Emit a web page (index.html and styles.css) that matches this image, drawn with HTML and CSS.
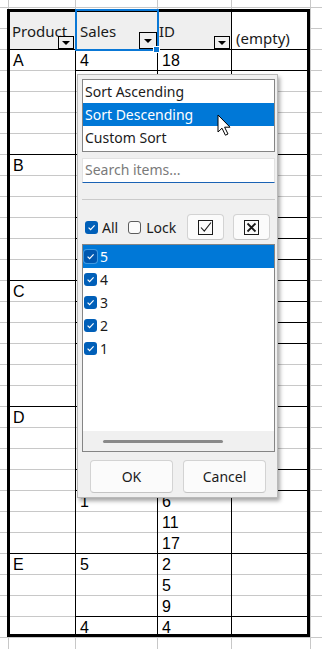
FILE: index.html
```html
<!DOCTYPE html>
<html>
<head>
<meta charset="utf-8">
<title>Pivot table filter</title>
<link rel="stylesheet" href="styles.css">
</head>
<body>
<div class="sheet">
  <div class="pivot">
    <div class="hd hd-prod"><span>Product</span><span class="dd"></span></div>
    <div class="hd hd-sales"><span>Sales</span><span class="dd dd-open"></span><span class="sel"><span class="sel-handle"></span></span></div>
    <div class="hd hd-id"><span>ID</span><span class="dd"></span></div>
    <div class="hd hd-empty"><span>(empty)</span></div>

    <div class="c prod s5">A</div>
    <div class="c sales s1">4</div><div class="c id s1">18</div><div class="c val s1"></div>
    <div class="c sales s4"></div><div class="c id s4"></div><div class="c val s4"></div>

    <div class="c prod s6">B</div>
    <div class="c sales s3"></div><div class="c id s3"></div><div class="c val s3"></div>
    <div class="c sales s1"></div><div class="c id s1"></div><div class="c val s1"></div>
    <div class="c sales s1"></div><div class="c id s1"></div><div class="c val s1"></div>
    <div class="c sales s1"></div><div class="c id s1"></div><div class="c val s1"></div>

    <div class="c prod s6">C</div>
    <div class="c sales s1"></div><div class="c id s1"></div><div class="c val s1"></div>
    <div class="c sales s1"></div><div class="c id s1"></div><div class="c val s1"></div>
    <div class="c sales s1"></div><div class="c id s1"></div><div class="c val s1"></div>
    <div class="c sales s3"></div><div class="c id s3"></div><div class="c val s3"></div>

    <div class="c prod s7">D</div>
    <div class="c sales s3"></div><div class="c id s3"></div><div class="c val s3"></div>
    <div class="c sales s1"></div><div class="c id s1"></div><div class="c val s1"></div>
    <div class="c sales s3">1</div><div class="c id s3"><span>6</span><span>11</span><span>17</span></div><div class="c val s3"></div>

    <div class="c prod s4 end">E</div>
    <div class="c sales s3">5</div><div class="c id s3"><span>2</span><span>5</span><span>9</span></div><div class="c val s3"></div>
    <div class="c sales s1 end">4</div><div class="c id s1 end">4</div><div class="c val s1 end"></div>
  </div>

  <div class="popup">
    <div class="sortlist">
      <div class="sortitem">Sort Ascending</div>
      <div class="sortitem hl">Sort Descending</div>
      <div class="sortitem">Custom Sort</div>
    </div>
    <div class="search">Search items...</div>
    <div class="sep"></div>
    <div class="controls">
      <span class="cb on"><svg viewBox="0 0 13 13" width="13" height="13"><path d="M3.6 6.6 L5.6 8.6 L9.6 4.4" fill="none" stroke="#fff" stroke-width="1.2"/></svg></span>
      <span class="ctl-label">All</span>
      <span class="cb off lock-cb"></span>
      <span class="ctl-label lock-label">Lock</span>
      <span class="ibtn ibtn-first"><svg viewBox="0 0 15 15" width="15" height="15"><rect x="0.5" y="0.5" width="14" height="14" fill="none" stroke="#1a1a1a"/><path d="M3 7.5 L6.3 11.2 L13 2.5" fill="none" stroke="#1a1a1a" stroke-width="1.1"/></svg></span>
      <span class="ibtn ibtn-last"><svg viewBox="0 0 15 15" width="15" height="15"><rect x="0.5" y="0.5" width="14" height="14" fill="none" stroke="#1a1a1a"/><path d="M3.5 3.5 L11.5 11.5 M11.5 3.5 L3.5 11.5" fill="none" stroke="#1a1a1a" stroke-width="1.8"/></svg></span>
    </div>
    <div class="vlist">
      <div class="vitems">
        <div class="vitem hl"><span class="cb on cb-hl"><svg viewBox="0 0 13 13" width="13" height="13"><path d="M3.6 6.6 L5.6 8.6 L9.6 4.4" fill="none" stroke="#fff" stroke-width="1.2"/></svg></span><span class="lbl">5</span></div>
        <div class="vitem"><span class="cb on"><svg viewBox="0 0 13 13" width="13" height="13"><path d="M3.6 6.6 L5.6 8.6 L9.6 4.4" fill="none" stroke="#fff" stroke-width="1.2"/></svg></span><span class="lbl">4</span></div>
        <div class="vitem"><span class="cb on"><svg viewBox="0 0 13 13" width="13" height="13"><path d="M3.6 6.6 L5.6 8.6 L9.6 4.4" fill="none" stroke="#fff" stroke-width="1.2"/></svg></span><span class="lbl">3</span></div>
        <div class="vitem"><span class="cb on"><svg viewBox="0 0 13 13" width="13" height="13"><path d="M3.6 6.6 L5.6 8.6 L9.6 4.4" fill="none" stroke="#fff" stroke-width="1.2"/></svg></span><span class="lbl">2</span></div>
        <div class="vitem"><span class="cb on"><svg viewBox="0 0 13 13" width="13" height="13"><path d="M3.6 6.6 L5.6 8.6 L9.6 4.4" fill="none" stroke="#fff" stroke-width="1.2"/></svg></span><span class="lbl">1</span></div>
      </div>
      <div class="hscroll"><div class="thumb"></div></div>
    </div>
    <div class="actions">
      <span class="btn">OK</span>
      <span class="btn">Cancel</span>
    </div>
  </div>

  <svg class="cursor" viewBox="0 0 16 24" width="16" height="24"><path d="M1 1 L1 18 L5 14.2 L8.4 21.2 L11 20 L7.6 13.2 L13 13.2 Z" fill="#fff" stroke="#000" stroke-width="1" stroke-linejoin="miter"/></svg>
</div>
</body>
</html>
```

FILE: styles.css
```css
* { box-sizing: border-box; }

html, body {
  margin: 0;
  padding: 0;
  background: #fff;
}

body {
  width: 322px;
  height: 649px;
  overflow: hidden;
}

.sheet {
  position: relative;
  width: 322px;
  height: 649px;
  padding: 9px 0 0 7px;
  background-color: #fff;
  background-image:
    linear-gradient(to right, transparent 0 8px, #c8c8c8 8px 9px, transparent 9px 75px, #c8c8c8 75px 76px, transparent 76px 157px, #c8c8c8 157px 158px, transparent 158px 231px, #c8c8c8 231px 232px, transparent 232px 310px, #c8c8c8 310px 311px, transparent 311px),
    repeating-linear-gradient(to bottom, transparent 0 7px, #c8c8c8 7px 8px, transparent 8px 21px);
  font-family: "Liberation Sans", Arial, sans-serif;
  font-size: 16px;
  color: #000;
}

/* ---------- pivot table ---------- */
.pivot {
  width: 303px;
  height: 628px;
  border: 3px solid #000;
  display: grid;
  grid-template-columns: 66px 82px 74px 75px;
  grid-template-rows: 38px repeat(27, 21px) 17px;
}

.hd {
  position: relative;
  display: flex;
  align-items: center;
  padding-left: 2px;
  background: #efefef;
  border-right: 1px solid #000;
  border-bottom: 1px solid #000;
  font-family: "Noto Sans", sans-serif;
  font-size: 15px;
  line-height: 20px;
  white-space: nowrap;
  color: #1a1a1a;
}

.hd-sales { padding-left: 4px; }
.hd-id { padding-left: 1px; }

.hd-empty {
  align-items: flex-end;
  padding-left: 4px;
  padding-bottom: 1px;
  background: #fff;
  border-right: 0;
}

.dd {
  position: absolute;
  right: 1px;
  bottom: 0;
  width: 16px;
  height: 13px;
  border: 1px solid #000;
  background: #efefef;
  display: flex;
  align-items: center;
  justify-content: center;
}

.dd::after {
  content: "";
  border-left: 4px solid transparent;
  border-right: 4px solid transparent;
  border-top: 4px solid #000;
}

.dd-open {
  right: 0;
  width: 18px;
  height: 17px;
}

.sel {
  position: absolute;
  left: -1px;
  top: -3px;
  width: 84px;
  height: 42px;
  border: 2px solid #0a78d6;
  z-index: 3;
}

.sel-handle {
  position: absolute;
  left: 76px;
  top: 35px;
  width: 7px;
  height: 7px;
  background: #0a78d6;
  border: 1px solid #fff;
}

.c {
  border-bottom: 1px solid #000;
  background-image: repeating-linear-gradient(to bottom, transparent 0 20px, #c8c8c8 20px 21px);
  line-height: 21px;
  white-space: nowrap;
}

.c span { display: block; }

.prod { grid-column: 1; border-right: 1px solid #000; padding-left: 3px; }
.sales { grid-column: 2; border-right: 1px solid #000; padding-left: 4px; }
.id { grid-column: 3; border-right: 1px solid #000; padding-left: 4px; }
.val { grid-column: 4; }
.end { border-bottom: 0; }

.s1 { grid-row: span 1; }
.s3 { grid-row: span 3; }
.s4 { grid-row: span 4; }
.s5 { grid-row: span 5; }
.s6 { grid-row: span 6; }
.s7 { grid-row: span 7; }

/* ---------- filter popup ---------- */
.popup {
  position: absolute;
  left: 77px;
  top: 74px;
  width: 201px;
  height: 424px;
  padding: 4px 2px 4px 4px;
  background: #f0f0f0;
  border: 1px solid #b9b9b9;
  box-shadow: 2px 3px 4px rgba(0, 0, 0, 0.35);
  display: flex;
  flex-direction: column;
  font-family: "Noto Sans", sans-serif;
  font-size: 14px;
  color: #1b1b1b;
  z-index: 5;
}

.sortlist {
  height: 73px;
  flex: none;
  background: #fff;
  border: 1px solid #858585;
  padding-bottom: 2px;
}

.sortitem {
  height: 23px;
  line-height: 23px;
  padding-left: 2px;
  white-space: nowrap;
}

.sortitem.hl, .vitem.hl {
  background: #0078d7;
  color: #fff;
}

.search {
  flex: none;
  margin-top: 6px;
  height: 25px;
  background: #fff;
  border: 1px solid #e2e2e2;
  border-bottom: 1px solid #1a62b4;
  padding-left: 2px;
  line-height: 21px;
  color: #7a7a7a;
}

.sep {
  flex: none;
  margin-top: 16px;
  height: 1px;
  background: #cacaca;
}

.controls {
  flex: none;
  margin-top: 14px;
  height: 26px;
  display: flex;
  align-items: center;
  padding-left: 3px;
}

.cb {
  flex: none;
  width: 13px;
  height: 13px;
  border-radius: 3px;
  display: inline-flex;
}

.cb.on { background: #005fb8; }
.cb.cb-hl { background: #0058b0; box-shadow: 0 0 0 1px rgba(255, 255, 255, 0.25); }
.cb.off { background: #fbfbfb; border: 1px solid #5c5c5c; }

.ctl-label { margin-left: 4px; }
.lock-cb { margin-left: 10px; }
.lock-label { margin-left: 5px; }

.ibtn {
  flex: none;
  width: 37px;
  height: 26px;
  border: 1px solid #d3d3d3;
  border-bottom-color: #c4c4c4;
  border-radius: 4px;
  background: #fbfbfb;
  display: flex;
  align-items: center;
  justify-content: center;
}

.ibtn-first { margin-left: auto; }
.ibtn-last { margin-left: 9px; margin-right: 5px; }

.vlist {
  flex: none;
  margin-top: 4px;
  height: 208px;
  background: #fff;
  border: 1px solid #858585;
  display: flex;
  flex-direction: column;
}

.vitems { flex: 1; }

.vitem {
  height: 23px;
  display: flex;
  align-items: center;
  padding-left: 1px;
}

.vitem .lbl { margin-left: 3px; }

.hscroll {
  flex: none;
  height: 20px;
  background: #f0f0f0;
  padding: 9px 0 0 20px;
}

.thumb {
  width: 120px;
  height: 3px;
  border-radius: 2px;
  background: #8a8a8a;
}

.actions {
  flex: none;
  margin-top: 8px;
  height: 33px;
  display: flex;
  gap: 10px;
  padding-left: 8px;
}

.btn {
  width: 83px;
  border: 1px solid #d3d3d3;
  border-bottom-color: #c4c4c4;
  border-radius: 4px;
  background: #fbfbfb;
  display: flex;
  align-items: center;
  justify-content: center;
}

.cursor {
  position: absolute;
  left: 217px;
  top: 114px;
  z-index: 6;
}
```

◆ **What is being asked**
Extract all lines from the data in which "index" is found.

◆ **Solution for this task**
Emit a web page (index.html and styles.css) that matches this image, drawn with HTML and CSS.
FILE: index.html
  z-index: 3;
  z-index: 5;
  z-index: 6;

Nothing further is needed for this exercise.